Watch out for: at ~6.5 lbs unloaded, it’s not designed to be carried far. The straps are present but the bag rides high on your back.
Ping Hoofer 14
The Hoofer 14 is what happens when an engineering-driven brand decides the 14-way top should actually mean 14 separated club channels. Six full-length dividers carry organization deep into the bag, which kills shaft migration. The hip pad is real — not symbolic foam — with a built-in rain hood. Strap-slider system swaps between single backpack-style and dual-shoulder carry without unbuckling.
Best for: walkers who want cart-bag-level club protection without the weight penalty.
Watch out for: the apparel pocket runs narrower than the C-130’s. Rain pants fit; thick winter mid-layers don’t.
Callaway Fairway 14 (2025)
If you alternate between push cart, riding cart, and walking, this is the configuration that doesn’t compromise. Callaway’s Lowrider 2.0 base sits flush on push cart frames (so the bag doesn’t rotate as you walk), the 14-way top has rubber-overmold shaft shields, and there’s a dedicated magnetic rangefinder pouch. Eight pockets — fewer than the C-130, more than a pure stand bag — which lands in the realistic-storage sweet spot.
Best for: the actual majority of recreational golfers, who switch modes round to round.
Watch out for: at ~6 lbs, it’s heavier than a dedicated carry bag. Don’t buy this if you walk every round.
Sun Mountain Eclipse 2.5 LS (2025)
This is the descendant of the long-running Sun Mountain 2.5+, and it’s the bag for golfers who will trade pockets for ounces every day of the week. 4.2 lbs, 4-way top, eight functional pockets including a beverage pouch and a velour-lined valuables pocket. Carbon-fiber-style legs, X-Strap dual-shoulder system, compression base that works with push carts. No cooler pocket — that’s the trade-off.
Best for: dedicated walkers, twilight 9-holers, anyone who’s replaced a heavier bag and is shocked at how much more enjoyable a round becomes.
Watch out for: only six small-to-medium pockets total. If you carry a lot of accessories, this isn’t the bag.
Quick comparison: who each bag is actually for
| Bag | Type | Weight | Top | Best for |
|---|---|---|---|---|
| Sun Mountain C-130 | Cart bag | ~6.5 lbs | 14-way, full-length, putter well | Cart riders who want a forever bag |
| Ping Hoofer 14 | Stand bag | ~5.5 lbs | 14-way, 6 full-length dividers | Walkers who want cart-bag organization |
| Callaway Fairway 14 | Hybrid | ~6.0 lbs | 14-way Lowrider, shaft shields | Push cart users / mixed-mode players |
| Sun Mountain Eclipse 2.5 LS | Ultralight carry | ~4.2 lbs | 4-way, X-Strap | Dedicated walkers / minimalists |
How much should you spend on a golf bag?
Honest answer: more than you think, and less than the marketing suggests.

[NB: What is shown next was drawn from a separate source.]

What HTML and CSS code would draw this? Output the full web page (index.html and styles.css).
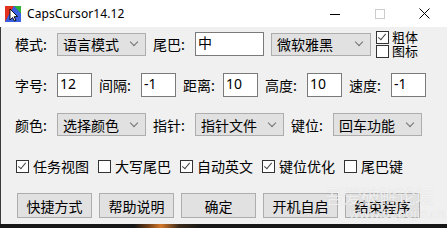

Below $100, you’re getting a bag that looks fine in year one and becomes a chore by year three — sticky zippers, sagging dividers, frayed straps. Between $200 and $300 is where you find bags engineered to last 7–10 years through normal use. Above $400, you’re paying for branding, leather accents, or staff-bag aesthetics — not function.
If you want to keep your overall gear budget tight, our roundup of the best golf gear under $50 is where you make up the savings — bag is one place to actually invest.

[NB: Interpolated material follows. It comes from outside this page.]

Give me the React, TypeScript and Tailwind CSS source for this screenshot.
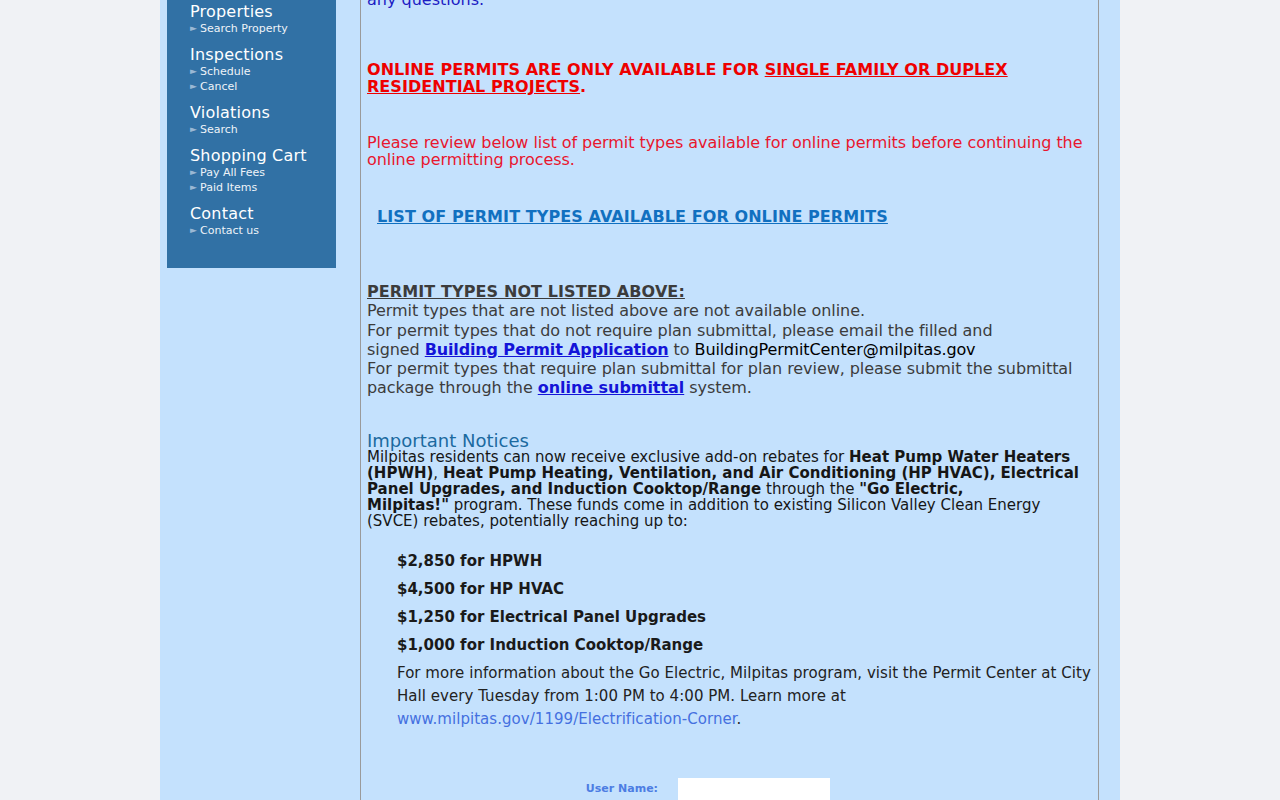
import React from 'react';

const navGroups = [
  { title: 'Properties', items: ['Search Property'] },
  { title: 'Inspections', items: ['Schedule', 'Cancel'] },
  { title: 'Violations', items: ['Search'] },
  { title: 'Shopping Cart', items: ['Pay All Fees', 'Paid Items'] },
  { title: 'Contact', items: ['Contact us'] },
];

const rebates = [
  '$2,850 for HPWH',
  '$4,500 for HP HVAC',
  '$1,250 for Electrical Panel Upgrades',
  '$1,000 for Induction Cooktop/Range',
];

const Sidebar: React.FC = () => (
  <div className="ml-[7px] w-[169px] bg-[#3171a5] pl-[23px] pt-[2px] pb-[30px]">
    {navGroups.map((group, i) => (
      <div key={group.title} className={i > 0 ? 'mt-[9px]' : ''}>
        <div className="text-[16px] leading-[19px] tracking-[0.2px] text-white">{group.title}</div>
        {group.items.map(item => (
          <div key={item} className="flex items-center text-[11px] leading-[15px] text-[#eef3f8]">
            <span className="w-[10px] text-[9px] leading-[15px] text-[#9ab8d4]">&#9658;</span>
            <span>{item}</span>
          </div>
        ))}
      </div>
    ))}
  </div>
);

export default function App() {
  return (
    <div
      className="h-[800px] w-full overflow-hidden bg-[#f0f2f5]"
      style={{ fontFamily: '"DejaVu Sans", Verdana, sans-serif' }}
    >
      <div className="mx-auto flex h-full w-[960px] bg-[#c4e1fd]">
        {/* Left nav */}
        <div className="w-[200px] shrink-0">
          <Sidebar />
        </div>

        {/* Main content */}
        <div className="w-[739px] shrink-0 border-x border-[#9a9a9a] px-[6px]">
          <p className="-mt-[10px] text-[16px] leading-[19px] text-[#1c1cc4]">any questions.</p>

          <p className="mt-[52px] text-[16px] font-bold leading-[17px] tracking-[0.05px] text-[#ee0000]">
            ONLINE PERMITS ARE ONLY AVAILABLE FOR{' '}
            <span className="underline">SINGLE FAMILY OR DUPLEX RESIDENTIAL PROJECTS</span>.
          </p>

          <p className="mt-[39px] text-[16px] leading-[17px] tracking-[-0.05px] text-[#e8162e]">
            Please review below list of permit types available for online permits before continuing the
            online permitting process.
          </p>

          <p className="ml-[10px] mt-[39px] text-[16px] font-bold leading-[19px] tracking-[0.08px]">
            <a href="#" className="text-[#1170c0] underline">
              LIST OF PERMIT TYPES AVAILABLE FOR ONLINE PERMITS
            </a>
          </p>

          <div className="mt-[56px] text-[16px] leading-[19.25px] tracking-[-0.06px] text-[#3c3c3c]">
            <div className="font-bold tracking-[0.1px] underline">PERMIT TYPES NOT LISTED ABOVE:</div>
            <div>Permit types that are not listed above are not available online.</div>
            <div>
              For permit types that do not require plan submittal, please email the filled and
              <br />
              signed{' '}
              <a href="#" className="font-bold tracking-[-0.15px] text-[#1414d8] underline">
                Building Permit Application
              </a>{' '}
              to <span className="tracking-[-0.1px] text-black">BuildingPermitCenter@milpitas.gov</span>
            </div>
            <div>
              For permit types that require plan submittal for plan review, please submit the submittal
              package through the{' '}
              <a href="#" className="font-bold tracking-[-0.05px] text-[#1414d8] underline">
                online submittal
              </a>{' '}
              system.
            </div>
          </div>

          <h3 className="mt-[34px] text-[18px] leading-[17px] text-[#1b6aa0]">Important Notices</h3>
          <p className="text-[15px] leading-[16px] text-[#161616]">
            Milpitas residents can now receive exclusive add-on rebates for{' '}
            <b>Heat Pump Water Heaters (HPWH)</b>,{' '}
            <b>Heat Pump Heating, Ventilation, and Air Conditioning (HP HVAC), Electrical Panel Upgrades, and Induction Cooktop/Range</b>{' '}
            through the{' '}
            <b>
              "Go Electric,
              <br />
              Milpitas!"
            </b>{' '}
            program. These funds come in addition to existing Silicon Valley Clean Energy (SVCE) rebates,
            potentially reaching up to:
          </p>

          <div className="ml-[30px] mt-[21px] text-[15px] leading-[23px] text-[#1a1a1a]">
            {rebates.map(r => (
              <p key={r} className="mb-[5px] font-bold">
                {r}
              </p>
            ))}
            <p className="tracking-[0.04px] text-[#222]">
              For more information about the Go Electric, Milpitas program, visit the Permit Center at City
              Hall every Tuesday from 1:00 PM to 4:00 PM. Learn more at{' '}
              <a href="#" className="text-[#4470e0]">
                www.milpitas.gov/1199/Electrification-Corner
              </a>
              .
            </p>
          </div>

          {/* Login */}
          <div className="mt-[47px] flex items-center gap-[20px]">
            <label className="mt-[2px] w-[291px] text-right text-[11px] font-bold text-[#4d7de3]">User Name:</label>
            <input className="h-[22px] w-[152px] bg-white outline-none" />
          </div>
        </div>
      </div>
    </div>
  );
}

FAQ: golf bag questions we get a lot
Does the number of pockets really matter?
Up to a point. Past about eight pockets, you’re paying weight for storage you won’t use. The pockets that matter, in order: rangefinder, valuables, ball, apparel, water bottle. Anything beyond that is bonus.

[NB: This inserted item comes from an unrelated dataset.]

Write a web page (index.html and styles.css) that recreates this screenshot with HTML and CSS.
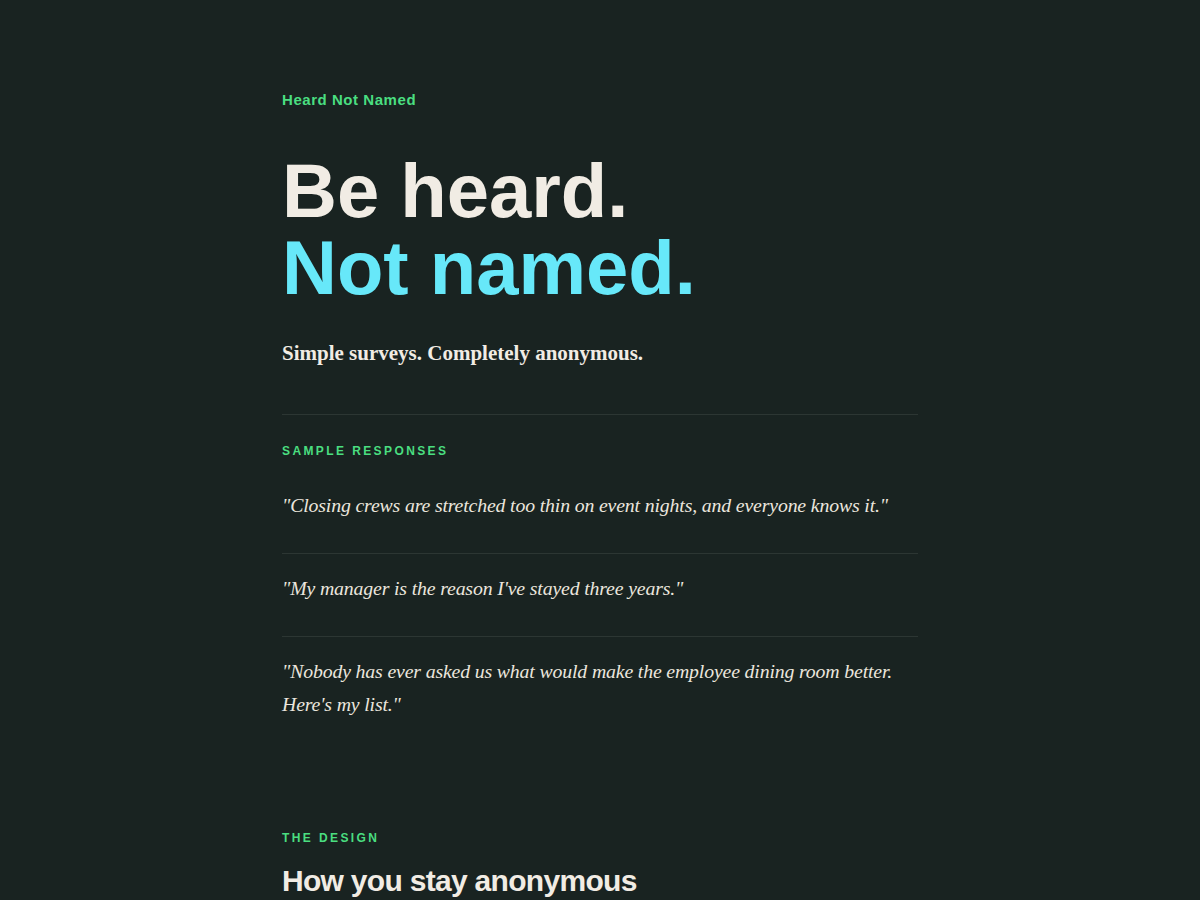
FILE: index.html
```html
<!DOCTYPE html>
<html lang="en">
<head>
<meta charset="utf-8">
<title>Heard Not Named</title>
<link rel="stylesheet" href="styles.css">
</head>
<body>
<main class="page">
  <div class="brand">Heard Not Named</div>
  <h1 class="hero">
    <span class="hero-line">Be heard.</span>
    <span class="hero-line accent">Not named.</span>
  </h1>
  <p class="tagline">Simple surveys. Completely anonymous.</p>

  <section class="responses">
    <div class="label">Sample Responses</div>
    <ul class="quotes">
      <li class="quote">"Closing crews are stretched too thin on event nights, and everyone knows it."</li>
      <li class="quote">"My manager is the reason I've stayed three years."</li>
      <li class="quote">"Nobody has ever asked us what would make the employee dining room better. Here's my list."</li>
    </ul>
  </section>

  <section class="design">
    <div class="label">The Design</div>
    <h2 class="section-title">How you stay anonymous</h2>
  </section>
</main>
</body>
</html>
```

FILE: styles.css
```css
html, body {
  margin: 0;
  padding: 0;
  background: #192321;
}
body {
  color: #f1ece4;
  font-family: "Liberation Sans", Arial, sans-serif;
  height: 900px;
  overflow: hidden;
}
.page {
  width: 636px;
  margin: 0 auto;
  padding-top: 90px;
}
.brand {
  font-family: "Liberation Sans", Arial, sans-serif;
  font-weight: 700;
  font-size: 15px;
  line-height: 20px;
  color: #4ade80;
  letter-spacing: 0.55px;
}
.hero {
  margin: 42px 0 0;
  font-family: "Liberation Sans", Arial, sans-serif;
  font-weight: 700;
  font-size: 76px;
  line-height: 77px;
  letter-spacing: 0;
}
.hero-line {
  display: block;
  color: #f1ece4;
}
.hero-line.accent {
  color: #67e8f9;
}
.tagline {
  margin: 32px 0 0;
  font-family: "Liberation Serif", "Times New Roman", serif;
  font-weight: 700;
  font-size: 21px;
  line-height: 30px;
  color: #f1ece4;
}
.responses {
  margin-top: 46px;
  border-top: 1px solid #2c3633;
  padding-top: 28px;
}
.label {
  font-family: "Liberation Sans", Arial, sans-serif;
  font-weight: 700;
  font-size: 12px;
  line-height: 16px;
  letter-spacing: 2.4px;
  text-transform: uppercase;
  color: #4ade80;
}
.quotes {
  list-style: none;
  margin: 0;
  padding: 0;
}
.quote {
  font-family: "Liberation Serif", "Times New Roman", serif;
  font-style: italic;
  font-size: 19.8px;
  letter-spacing: -0.15px;
  line-height: 33px;
  color: #ebe6de;
  padding: 17px 0 31px;
  border-bottom: 1px solid #2c3633;
}
.quotes .quote:first-child {
  padding-top: 30px;
}
.quotes .quote:nth-child(n+2) {
  padding-top: 18px;
}
.quotes .quote:last-child {
  border-bottom: none;
}
.design {
  margin-top: 78px;
}
.section-title {
  margin: 17px 0 0;
  font-family: "Liberation Sans", Arial, sans-serif;
  font-weight: 700;
  font-size: 30px;
  line-height: 36px;
  letter-spacing: -0.7px;
  color: #f1ece4;
}
```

Is a 14-way top worth the upgrade over a 4-way top?
Only if the dividers run full-length. A 14-way cuff over a 4-way chamber is a marketing trick. If the dividers are real, yes — it dramatically reduces shaft tangle and grip wear, and it makes club selection faster.
Cart bag or stand bag if I’m undecided?
Get a hybrid like the Callaway Fairway 14 or a Ping Hoofer 14. Both work on push carts, riding carts, and your shoulders. Pure cart bags punish you when you walk; pure stand bags annoy you when you ride.
Will a heavier bag tire me out walking?
The difference between a 4 lb carry bag and a 6 lb hybrid feels small for nine holes and significant by hole 16. If you walk regularly, every pound counts.
How long should a quality golf bag actually last?
A $250–$300 bag from Sun Mountain, Ping, Callaway, or TaylorMade should comfortably hit 7–10 years if you don’t store it in direct sunlight. The first thing to fail is usually a zipper, then the leg mechanism on stand bags. Cheaper bags often crack at the divider cuff within 2–3 seasons.
Do I need a rain hood?
Yes, even if you don’t think you’ll play in rain. Sprinklers, dew, the tee-time you didn’t cancel — all of it. Every bag listed here ships with a matching rain hood; check that any other bag you’re considering does too.
The bottom line
What to look for in a golf bag isn’t really about pockets or top design or weight in isolation — it’s about whether the bag still feels good 50 rounds in, when the marketing has worn off and the daily-driver details are all that’s left. Full-length dividers, a real putter well, accessible pockets when strapped to a cart, a handle that fits your hand. Get those right and almost everything else sorts itself out.
If you’re upgrading, the four bags above all clear the bar. Match one to your actual use case, not your aspirational one.